Certes, il va alors falloir définir un critère suffisamment précis pour déterminer ce qui relève de l’exercice des fonctions et ce qui se situe en dehors. Mais il ne s’agit là que d’une question technique à laquelle il est possible d’apporter, sans difficulté particulière, une réponse satisfaisante, en s’inspirant utilement de la classique distinction, fort éprouvée en Droit administratif, entre la faute de service et la faute personnelle. L’acte accompli dans l’exercice des fonctions serait alors l’acte qui a été rendu possible ou au moins, qui a été facilité par la fonction gouvernementale. Il en serait ainsi, par exemple, d’un détournement de deniers publics ou d’une concussion.

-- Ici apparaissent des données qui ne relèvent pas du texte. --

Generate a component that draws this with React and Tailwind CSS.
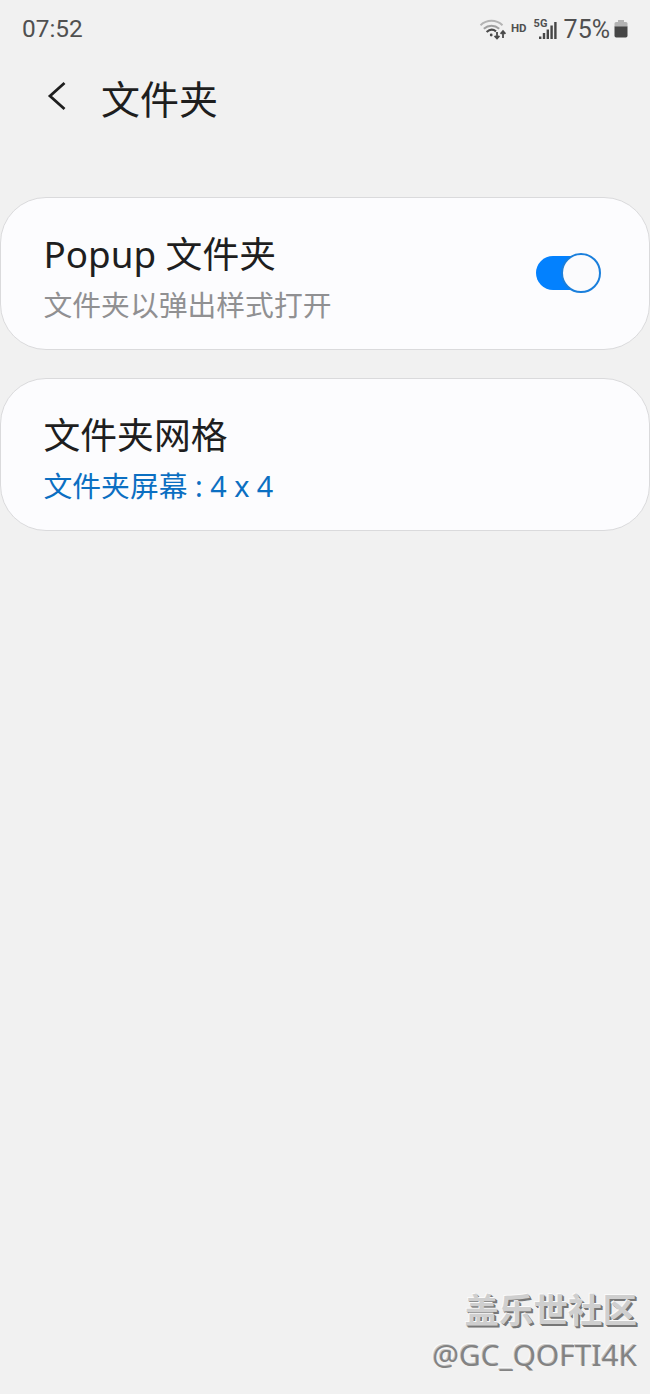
import { useState } from "react";

function WifiIcon() {
  return (
    <svg width="28" height="22" viewBox="0 0 28 22" fill="none">
      <path d="M1.5 7.2C8 1.4 17 1.4 23.5 7.2" stroke="#b4b4b4" strokeWidth="2" />
      <path d="M4.8 10.8C9.4 6.8 15.6 6.8 20.2 10.8" stroke="#a0a0a0" strokeWidth="2" />
      <path d="M7.6 14C10.8 11.2 14.2 11.2 17 13.4" stroke="#4a4a4a" strokeWidth="2.2" />
      <circle cx="12.2" cy="17" r="1.4" fill="#4a4a4a" />
      <path d="M18 14V20M15.6 17.8L18 20.4L20.4 17.8" stroke="#4a4a4a" strokeWidth="1.8" />
      <path d="M24 20V13.6M21.6 15.8L24 13.2L26.4 15.8" stroke="#4a4a4a" strokeWidth="1.8" />
    </svg>
  );
}

function SignalIcon() {
  return (
    <svg width="18" height="17" viewBox="0 0 18 17" fill="#464646">
      <rect x="0" y="14.5" width="2.4" height="2.5" />
      <rect x="3.8" y="11" width="2.4" height="6" />
      <rect x="7.6" y="7.5" width="2.4" height="9.5" />
      <rect x="11.4" y="3.5" width="2.4" height="13.5" />
      <rect x="15.2" y="0" width="2.4" height="17" />
    </svg>
  );
}

function BatteryIcon() {
  return (
    <svg width="14" height="18" viewBox="0 0 14 18">
      <path d="M4 0H10V2H12Q13.5 2 13.5 3.5V7H.5V3.5Q.5 2 2 2H4Z" fill="#b3b3b3" />
      <path d="M.5 6.5H13.5V15.8Q13.5 17.5 11.8 17.5H2.2Q.5 17.5 .5 15.8Z" fill="#464646" />
    </svg>
  );
}

function StatusBar() {
  return (
    <div className="flex h-[58px] items-center justify-between pl-[22px] pr-[22px] font-[Roboto,sans-serif] text-[#505050]">
      <span className="text-[24.4px] leading-[58px]">07:52</span>
      <div className="flex items-center">
        <WifiIcon />
        <span className="ml-[4px] text-[11.5px] font-bold">HD</span>
        <div className="relative ml-[12px] mt-[3px]">
          <SignalIcon />
          <span className="absolute -left-[5px] -top-[4px] text-[11px] font-bold leading-[12px]">5G</span>
        </div>
        <span className="ml-[7px] mt-px text-[25px] leading-[57px]">75%</span>
        <div className="ml-[4px]">
          <BatteryIcon />
        </div>
      </div>
    </div>
  );
}

function Toggle({ checked, onChange }) {
  return (
    <button
      type="button"
      role="switch"
      aria-checked={checked}
      onClick={() => onChange(!checked)}
      className={`-mt-px flex h-[34px] w-[65px] items-center rounded-full ${
        checked ? "justify-end bg-[linear-gradient(to_right,#0381fe_50px,transparent_50px)]" : "justify-start bg-gray-400"
      }`}
    >
      <span className="size-[40px] shrink-0 rounded-full border-2 border-[#1a7fdc] bg-[#fbfbfd]" />
    </button>
  );
}

function Card({ title, subtitle, subtitleClass, children }) {
  return (
    <section className="flex h-[152.5px] items-center justify-between rounded-[46px] border border-[#dadadc] bg-[#fcfcfe] pl-[42.5px] pr-[48px]">
      <div className="pt-[5px]">
        <h2 className="h-[53px] text-[36.8px] leading-[54px] text-[#1e1e20]">{title}</h2>
        <p className={`h-[45px] text-[28.8px] leading-[50px] ${subtitleClass}`}>{subtitle}</p>
      </div>
      {children}
    </section>
  );
}

export default function App() {
  const [popup, setPopup] = useState(true);

  return (
    <div className="flex h-[1394px] w-[650px] flex-col overflow-hidden bg-[#f1f1f1] font-['Noto_Sans','Noto_Sans_CJK_SC',sans-serif]">
      <StatusBar />

      <header className="flex h-[84px] items-center pl-[47px]">
        <svg width="20" height="30" viewBox="0 0 20 30" fill="none" className="-mt-[8px]">
          <path d="M17.5 2L3 15L17.5 28" stroke="#1e1e1e" strokeWidth="2.8" />
        </svg>
        <h1 className="-mt-[2px] ml-[34px] h-[84px] text-[39px] leading-[84px] text-[#1e1e1e]">文件夹</h1>
      </header>

      <main className="mt-[54px] flex flex-col gap-[28.5px] pt-px">
        <Card title="Popup 文件夹" subtitle="文件夹以弹出样式打开" subtitleClass="text-[#909092]">
          <Toggle checked={popup} onChange={setPopup} />
        </Card>
        <Card title="文件夹网格" subtitle="文件夹屏幕 : 4 x 4" subtitleClass="text-[#0b6fc2]" />
      </main>

      <footer className="mt-auto flex flex-col items-end pb-[18px] pr-[13px]">
        <span className="h-[44px] text-[34.5px] font-bold leading-[43px] text-[#cfcfcf] [text-shadow:-1px_-1px_0_#fafafa,1px_1px_0_#777,2px_2px_0_#777]">
          盖乐世社区
        </span>
        <span className="h-[44px] text-[29.8px] leading-[45px] text-[#838383] [text-shadow:-1px_-1px_0_#cccccc,-2px_-2px_0_#fafafa]">
          @GC_QOFTI4K
        </span>
      </footer>
    </div>
  );
}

Au contraire, l’acte commis en dehors de l’exercice des fonctions serait celui qui, précisément, n’a aucun lien avec la fonction gouvernementale occupée ; ainsi, par exemple d’un homicide involontaire consécutif à un accident de la circulation dans lequel est impliqué le véhicule personnel d’un ministre en villégiature. Du reste, l’acte aurait-il un lien avec la fonction exercée – en raison du lieu ou du moment de sa commission ou encore, des moyens utilisés – qu’il peut rester une faute personnelle, en application de la théorie bien connue, des actes détachables.

En tout état de cause, la discussion peut bien être soulevée. Mais, l’essentiel demeure, que le principe soit ferme que l’infraction commise par un membre du Gouvernement n’est justiciable de la Haute Cour de Justice que dans le cas où elle a été commise dans l’exercice normal de ses fonctions.